3 katlı pazar yerinin zemin katında, sebze, meyve, peynir, zeytin, et ürünleri, şarap ve diğer alkollü içkiler, ekmek, hamur işleri, vb. ürünler satılmaktadır. Ayrıca giyim, aksesuar ve takı, parfümeri, hediyelik eşya vb. tezgahlar da bulunmaktadır. En üst katında bir market ile fast-food büfeleri yer almaktadır. Yöresel yiyecek ve içecekleri görmek acısından gezilmesi gereken keyifli bir mekandır.
v
SOFYA SİNAGOGU
Sofya Sinagogu, “Merkez Pazar
Meydanı”nın hemen arkasında şehrin merkezinde yer almaktadır. Biri Plodiv’de bulunan
Bulgaristan’daki iki Sinagogdan biridir. Güneydoğu Avrupa'nın en büyük, Avrupa'nın üçüncü büyük sinagogudur. 1300 kişi kapasitelidedir. Mimarı Avusturyalı
Friedrich Grünanger’dir.
Sinagog inşası hazırlıklarına 1903
yılında başlamıştır ancak inşaatına 13 Kasım 1905 tarihinde başlanılmıştır. Büyük bir yeni sinagogun inşaatı
Bulgar Yahudi toplumunun yeniden
yapılanma çabalarının bir
parçasıdır. Sinagog inşaat alanında eski bir sinagog yer
almaktaymış. Yeni Sinagog Bulgaristan Çarı I. Ferdinand tarafından 9
Eylül 1909 tarihinde
resmen açılmıştır.
659 m² alanda yer alan Sinagog’un sekizgen şeklindeki kubbesi 20 m
çapında ve 31 m yüksekliğindedir.
Tavanında Antik Filistin'den geldiği söylenen 107
ton ağırlığında Balkanlar'ın en büyük avizesi yer
almaktadır. İç mekânda çok renkli Venedik
mozaiklerinin yanı sıra mermer sütunlar ve dekoratif ahşap
oymaları bulunmaktadır.
8 Mayıs 1992 tarihinden bu
yana Sofya Sinagogu Tarihi Yahudi Müzesine ev sahipliği
yapmaktadır. Sinagogda bir de hediyelik eşya dükkânı bulunmaktadır.
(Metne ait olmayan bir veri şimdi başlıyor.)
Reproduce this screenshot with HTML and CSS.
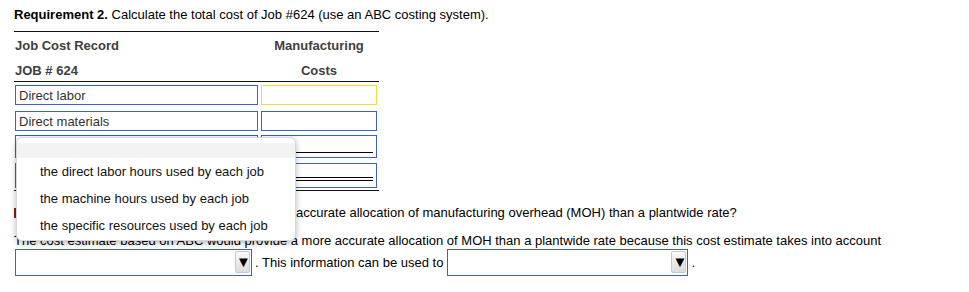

Sinagog’un büyüklüğüne rağmen ibadete
gelenlerin sayısı, Bulgaristan’dan İsrail’e göç edenler ve yerel Yahudi nüfusun
laikliği sebebiyle 50-60 kişiyi geçmemektedir.
v
VİTOSHA CADDESİ
Sofya’nın kalbinin attığı yerdir. Ana cadde araç trafiğine
kapalıdır. İstanbul’un İstiklal Caddesi havasında, sağlı sollu birçok kafe, mağaza
ile sokak sanatçılarının performanslarını sergilediği canlı bir caddedir.
Caddenin bir ucu Ulusal Kültür Sarayının bahçesinden
başlamakta, diğer ucu ise Sveta Nedelya Kilisenin yer aldığı meydanda
bitmektedir.
v ULUSAL KÜLTÜR SARAYI - NDK (Natsionalen
Dvorets na Kulturata)
Ulusal Kültür Sarayı, güneydoğu Avrupa'nın en büyük
çok işlevli konferans ve sergi salonudur. 1981 yılında Bulgaristan'ın 1300.
yıl dönümü kutlamalarında açılmıştır.
Merkezin kurulması fikri, Bulgaristan’ın
eski komünist lideri Todor Jivkov‘un
kızının önerisi ile başlatılmıştır. Proje Aleksandr Georgiev Barov (1931-1999) önderliğinde yerli ve
yabancı mimarlar oluşan bir ekip
tarafından tasarlanmıştır. Ulusal Kültür Sarayı'nın
önünde yer alan Bulgaristan Meydanı’nın peyzajı ise Atanas Agura liderliğindeki mimar ve peyzaj mühendisleri tarafından yapılmıştır. Bina sekizgen şekilde ağır,
koyu renkler kullanılarak
tasarlanmıştır. Binanın dış yüzeyinde yer alan büyük parlak duvarlarda tarihi
figürler, küçük salonlardaki duvarlarda da olaylar
tasvir edilmektedir.
Konferans merkezi, konserler,
konferanslar, sergiler ve gösteriler de dahil olmak üzere çeşitli etkinlikler
için tasarlanmıştır. Sekiz kat üzerinde 123.000 m² alana sahiptir. Ulusal
Kültür Sarayında 13 sergi salonu ve 15.000 m2 sergi alanı vardır.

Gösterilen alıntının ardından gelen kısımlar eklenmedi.